» Supplied information:
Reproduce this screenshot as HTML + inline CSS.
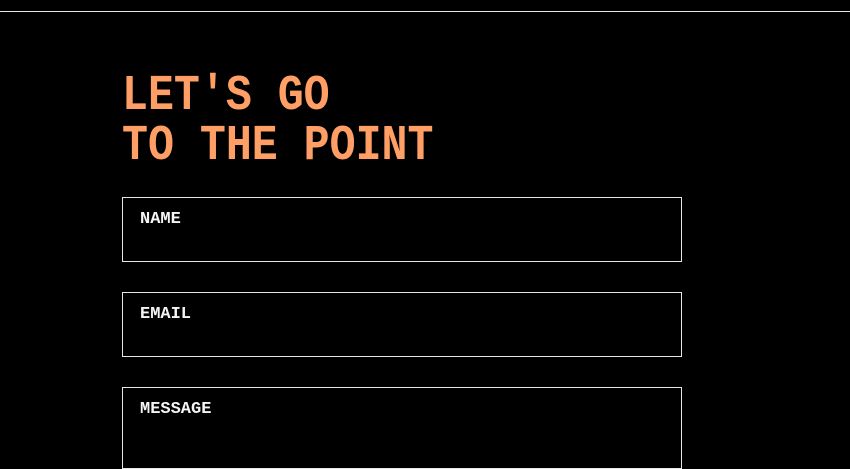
<!DOCTYPE html>
<html><head><meta charset="utf-8"><style>
html,body{margin:0;padding:0;background:#000;width:850px;height:444px;overflow:hidden}
.line{position:absolute;left:0;top:11px;width:850px;height:1px;background:#e8e8e8}
h1{position:absolute;left:122px;top:72px;margin:0;font-family:"Liberation Mono",monospace;font-weight:bold;font-size:50px;line-height:50px;color:#ff9f66;transform:scaleX(0.865);transform-origin:0 0;white-space:nowrap}
.box{position:absolute;left:122px;width:558px;height:63px;border:1px solid #e6e6e6}
.box span{position:absolute;left:17px;top:12px;font-family:"Liberation Mono",monospace;font-weight:bold;font-size:17px;color:#f4f4f4}
</style></head><body>
<div class="line"></div>
<h1>LET'S GO<br>TO THE POINT</h1>
<div class="box" style="top:197px"><span>NAME</span></div>
<div class="box" style="top:292px"><span>EMAIL</span></div>
<div class="box" style="top:387px;height:80px"><span>MESSAGE</span></div>
</body></html>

» Work required: Retype each line of the listing above word for word. Exclude the pictures.

» Final result:
Reproduce this screenshot as HTML + inline CSS.
<!DOCTYPE html>
<html><head><meta charset="utf-8"><style>
html,body{margin:0;padding:0;background:#000;width:850px;height:444px;overflow:hidden}
.line{position:absolute;left:0;top:11px;width:850px;height:1px;background:#e8e8e8}
h1{position:absolute;left:122px;top:72px;margin:0;font-family:"Liberation Mono",monospace;font-weight:bold;font-size:50px;line-height:50px;color:#ff9f66;transform:scaleX(0.865);transform-origin:0 0;white-space:nowrap}
.box{position:absolute;left:122px;width:558px;height:63px;border:1px solid #e6e6e6}
.box span{position:absolute;left:17px;top:12px;font-family:"Liberation Mono",monospace;font-weight:bold;font-size:17px;color:#f4f4f4}
</style></head><body>
<div class="line"></div>
<h1>LET'S GO<br>TO THE POINT</h1>
<div class="box" style="top:197px"><span>NAME</span></div>
<div class="box" style="top:292px"><span>EMAIL</span></div>
<div class="box" style="top:387px;height:80px"><span>MESSAGE</span></div>
</body></html>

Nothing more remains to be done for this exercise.